In a way, it also shows how ‘patriarchy hurts men too’. We pity him, because we see him ultimately as a product of a culture that has its values in the wrong place, too insulated by his privilege to see how much it is hurting him. But we cannot deny that he is a dangerous force that the heroes have to overcome. Out of all the Disney movies, I’d say this one is probably the only one in which I adore all the main characters. ALL of them, yes, even Frollo, because he does exactly what he is supposed to do-be one scary mutha of a villain.
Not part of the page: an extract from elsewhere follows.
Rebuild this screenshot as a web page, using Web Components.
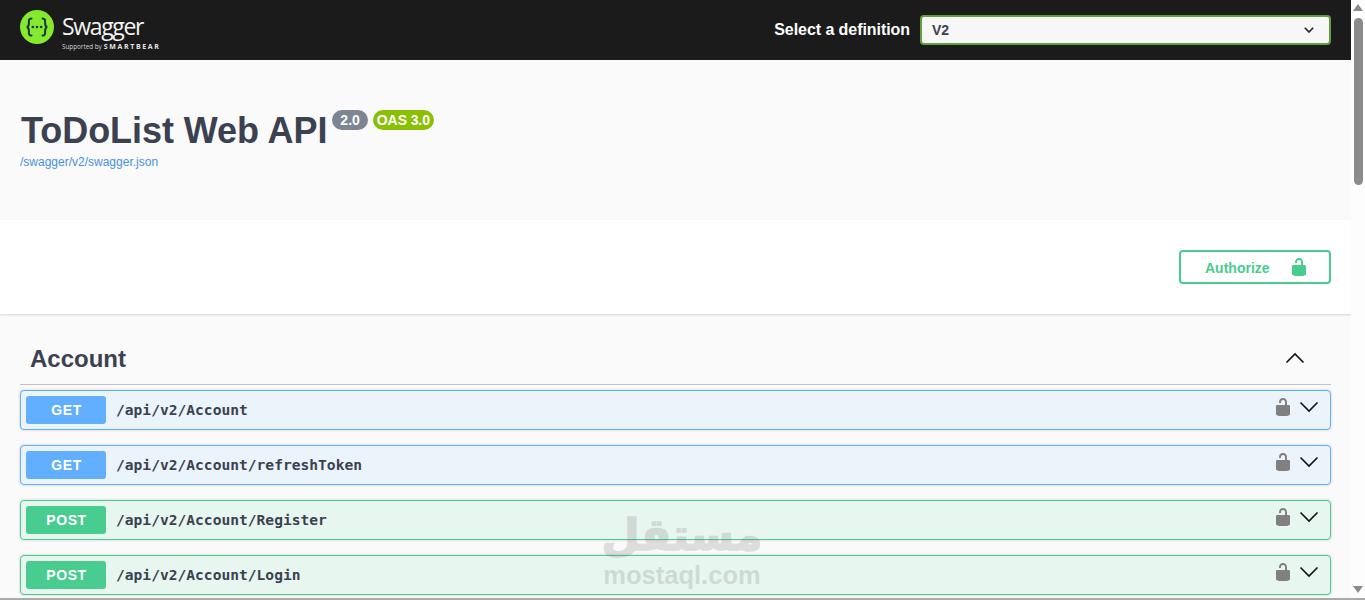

I agree with Amanda on the count of “Hellfire” showing how messed up Frollo is. Look at the Muslim fundamentalists who blame women for not covering up and encouraging men to leer and holler after uncovered women. In the Muslim texts (I forget whether it was the Quran, Hadith, or Sura) Abu Bakr leers at Muhammad’s wives going to the bathroom in order to force Muhammad to get edicts from God to make them cover up. The wives are made to do this while Abu Bakr isn’t punished.
Also the original novel makes Esmeralda an object of lust so they kind of had to do that in the movie.